Al-Youm Al-Sabe independent newspaper described the day as "Millions in the streets and squares," "Marches towards the presidential palace," and "Chanting leave, leave." Yet, the newspaper dedicated the second page to an open debate between leaders of the two campaigns Tamarud ('Rebel') and Tagarud and the third page focused on Morsi's Guardian interview and the army's actions to "secure" entrances and exists to the country and to Greater Cairo. The back cover of the paper that was nearly divided equally between covering pro-Morsi and anti-Morsi campaigns traced some differences between the two protests across 10 items, including the chants, the way to call for the protests and mobilise. They termed pro-Morsi protesters as "Protesters, Brotherhood and Salafists" while the anti-Morsi are "Protesters, couch-party and remnants of old regime."

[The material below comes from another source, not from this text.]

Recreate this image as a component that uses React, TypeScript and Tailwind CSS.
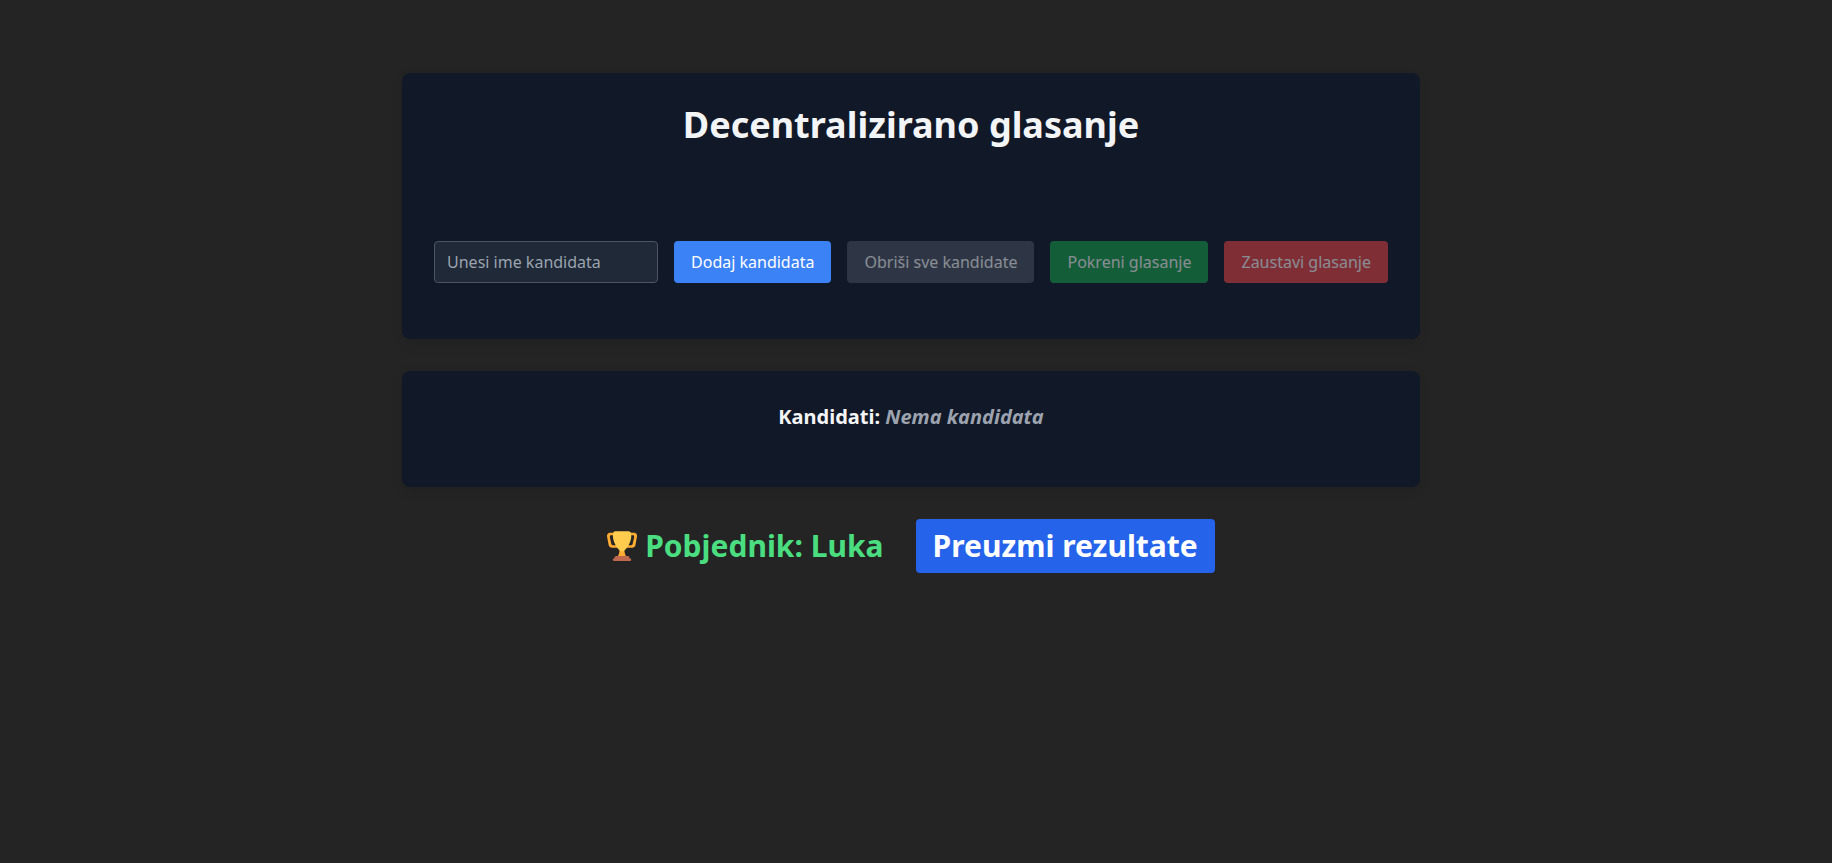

Among the independent newspapers, Al-Shorouk's headlines started with "Millions in the squares: Leave" and the presidency's call for 'talks.' The photos of the squares lit at night were titled "The people want to topple the Brotherhood." In three different spots on the first page headlines, they quote a "military source" who stated that "The message of the millions hasn't reached the Brotherhood."

Tahrir independent newspaper, whose chief editor Ibrahim Eisss is a renowned media presenter and writer, covered the entire first page with one photograph of Tahrir protests with the large headline that read: "Live the people … Millions of Egyptians toppled the rule of the Brotherhood in the squares." The entire newspaper covered events of the first revolutionary day across the country by covering stories about various organised groups, the army, opposition, journalists, judges and Al-Azhar sheikhs, including the international newspapers coverage.